> Supplied information:
☆ ☆ ☆ ☆ ☆ ☆ ☆

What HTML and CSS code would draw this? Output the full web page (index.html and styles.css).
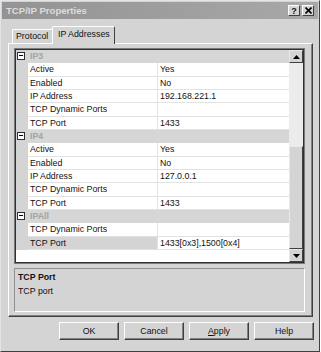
FILE: index.html
```html
<!DOCTYPE html>
<html lang="en">
<head>
    <meta charset="UTF-8">
    <title>TCP/IP Properties</title>
    <link rel="stylesheet" href="styles.css">
</head>
<body>

    <div class="window">
        <div class="titlebar">
            <span class="title">TCP/IP Properties</span>
            <div class="title-buttons">
                <span class="tb-btn">?</span>
                <span class="tb-btn">
                    <svg width="7" height="7" viewBox="0 0 7 7"><path d="M0.5 0.5L6.5 6.5M6.5 0.5L0.5 6.5" stroke="#000" stroke-width="1.6"/></svg>
                </span>
            </div>
        </div>

        <div class="tabs">
            <div class="tab">Protocol</div>
            <div class="tab active">IP Addresses</div>
        </div>

        <div class="panel">
            <div class="grid">
                <div class="grid-inner">
                    <div class="rows">
                        <div class="row cat"><span class="gutter"><span class="expander"></span></span><span class="name">IP3</span><span class="value"></span></div>
                        <div class="row"><span class="gutter"></span><span class="name">Active</span><span class="value">Yes</span></div>
                        <div class="row"><span class="gutter"></span><span class="name">Enabled</span><span class="value">No</span></div>
                        <div class="row"><span class="gutter"></span><span class="name">IP Address</span><span class="value">192.168.221.1</span></div>
                        <div class="row"><span class="gutter"></span><span class="name">TCP Dynamic Ports</span><span class="value"></span></div>
                        <div class="row"><span class="gutter"></span><span class="name">TCP Port</span><span class="value">1433</span></div>

                        <div class="row cat"><span class="gutter"><span class="expander"></span></span><span class="name">IP4</span><span class="value"></span></div>
                        <div class="row"><span class="gutter"></span><span class="name">Active</span><span class="value">Yes</span></div>
                        <div class="row"><span class="gutter"></span><span class="name">Enabled</span><span class="value">No</span></div>
                        <div class="row"><span class="gutter"></span><span class="name">IP Address</span><span class="value">127.0.0.1</span></div>
                        <div class="row"><span class="gutter"></span><span class="name">TCP Dynamic Ports</span><span class="value"></span></div>
                        <div class="row"><span class="gutter"></span><span class="name">TCP Port</span><span class="value">1433</span></div>

                        <div class="row cat"><span class="gutter"><span class="expander"></span></span><span class="name">IPAll</span><span class="value"></span></div>
                        <div class="row"><span class="gutter"></span><span class="name">TCP Dynamic Ports</span><span class="value"></span></div>
                        <div class="row selected"><span class="gutter"></span><span class="name">TCP Port</span><span class="value">1433[0x3],1500[0x4]</span></div>
                    </div>
                    <div class="scrollbar">
                        <div class="sb-btn">
                            <svg width="7" height="4" viewBox="0 0 7 4"><path d="M3.5 0L7 4H0Z" fill="#000"/></svg>
                        </div>
                        <div class="sb-track"></div>
                        <div class="sb-thumb"></div>
                        <div class="sb-btn">
                            <svg width="7" height="4" viewBox="0 0 7 4"><path d="M0 0H7L3.5 4Z" fill="#000"/></svg>
                        </div>
                    </div>
                </div>
            </div>

            <div class="desc">
                <b>TCP Port</b>
                <span>TCP port</span>
            </div>
        </div>

        <div class="buttons">
            <button class="btn">OK</button>
            <button class="btn">Cancel</button>
            <button class="btn"><u>A</u>pply</button>
            <button class="btn">Help</button>
        </div>
    </div>

</body>
</html>
```

FILE: styles.css
```css
body {
    margin: 0;
    background: #fff;
    font-family: "Liberation Sans", Arial, sans-serif;
    font-size: 8.8px;
    color: #111;
}
.window {
    box-sizing: border-box;
    width: 320px;
    height: 352px;
    padding: 1px;
    background: #d4d4d4;
    border: 1px solid;
    border-color: #e4e4e4 #404040 #404040 #e4e4e4;
    display: flex;
    flex-direction: column;
}

/* title bar */
.titlebar {
    height: 17px;
    display: flex;
    align-items: center;
    justify-content: space-between;
    padding: 0 4px 0 4px;
    background: linear-gradient(to right, #939393, #a8a8a8);
}
.title {
    font-weight: bold;
    font-size: 9.6px;
    color: #dcdcdc;
}
.title-buttons {
    display: flex;
    gap: 2px;
}
.tb-btn {
    box-sizing: border-box;
    width: 12px;
    height: 11px;
    background: #d4d4d4;
    border: 1px solid;
    border-color: #fff #404040 #404040 #fff;
    display: flex;
    align-items: center;
    justify-content: center;
    font-weight: bold;
    font-size: 9px;
}

/* tabs */
.tabs {
    display: flex;
    align-items: flex-end;
    height: 17px;
    margin-top: 7px;
    padding-left: 10px;
}
.tab {
    box-sizing: border-box;
    width: 42px;
    height: 14px;
    padding-left: 3px;
    border: 1px solid;
    border-bottom: none;
    border-color: #fff #808080 #808080 #fff;
    border-radius: 2px 2px 0 0;
    line-height: 13px;
    white-space: nowrap;
}
.tab.active {
    width: 63px;
    height: 18px;
    padding-left: 5px;
    margin-left: -2px;
    margin-bottom: -1px;
    background: #d4d4d4;
    position: relative;
    z-index: 1;
    line-height: 15px;
    border-right-color: #404040;
}

/* tab panel */
.panel {
    box-sizing: border-box;
    height: 274px;
    margin: 0 5px 0 6px;
    padding: 4px 7px 4px 5px;
    border: 1px solid;
    border-color: #fff #404040 #404040 #fff;
    box-shadow: inset -1px -1px #808080;
}

/* property grid */
.grid {
    border: 1px solid #7a7a7a;
}
.grid-inner {
    height: 212px;
    display: flex;
    background: #fff;
    border: 1px solid #303030;
}
.rows {
    flex: 1;
    display: flex;
    flex-direction: column;
}
.row {
    display: flex;
    height: 13.33px;
    line-height: 12px;
}
.gutter {
    width: 12px;
    background: #d4d4d4;
    position: relative;
}
.expander {
    position: absolute;
    left: 1px;
    top: 2px;
    box-sizing: border-box;
    width: 8px;
    height: 8px;
    border: 1px solid #303030;
    background: #fff;
}
.expander::after {
    content: "";
    position: absolute;
    left: 1px;
    top: 2px;
    width: 4px;
    height: 1px;
    background: #000;
}
.name {
    box-sizing: border-box;
    width: 130px;
    padding-left: 2px;
    border-bottom: 1px solid #e2e2e2;
    border-right: 1px solid #e2e2e2;
    white-space: nowrap;
}
.value {
    flex: 1;
    padding-left: 2px;
    border-bottom: 1px solid #e2e2e2;
    white-space: nowrap;
}
.cat .name,
.cat .value {
    background: #d6d6d6;
    border-color: #d6d6d6;
}
.cat .name {
    font-weight: bold;
    color: #a4a4a4;
}
.selected .name {
    background: #d4d4d4;
}

/* scrollbar */
.scrollbar {
    width: 14px;
    display: flex;
    flex-direction: column;
}
.sb-btn {
    box-sizing: border-box;
    height: 13px;
    background: #d4d4d4;
    border: 1px solid;
    border-color: #e8e8e8 #404040 #404040 #e8e8e8;
    display: flex;
    align-items: center;
    justify-content: center;
}
.sb-track {
    height: 83px;
    background: #ececec;
}
.sb-thumb {
    box-sizing: border-box;
    flex: 1;
    background: #d4d4d4;
    border: 1px solid;
    border-color: #e8e8e8 #404040 #404040 #e8e8e8;
}

/* description */
.desc {
    box-sizing: border-box;
    height: 44px;
    margin-top: 4px;
    padding: 1px 3px;
    border: 1px solid;
    border-color: #909090 #fff #fff #909090;
    display: flex;
    flex-direction: column;
    line-height: 14px;
}

/* dialog buttons */
.buttons {
    display: flex;
    justify-content: flex-end;
    gap: 5px;
    margin-top: 5px;
    padding-right: 4px;
}
.btn {
    box-sizing: border-box;
    width: 60px;
    height: 18px;
    padding: 0;
    font-family: inherit;
    font-size: 8.8px;
    color: #111;
    background: #d4d4d4;
    border: 1px solid;
    border-color: #fff #404040 #404040 #fff;
    box-shadow: inset -1px -1px #808080;
}
```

☆ ☆ ☆ ☆ ☆ ☆ ☆

> Task instructions:
Where a line above holds the string "styles", show that line.

> Written answer:
What HTML and CSS code would draw this? Output the full web page (index.html and styles.css).
    <link rel="stylesheet" href="styles.css">
FILE: styles.css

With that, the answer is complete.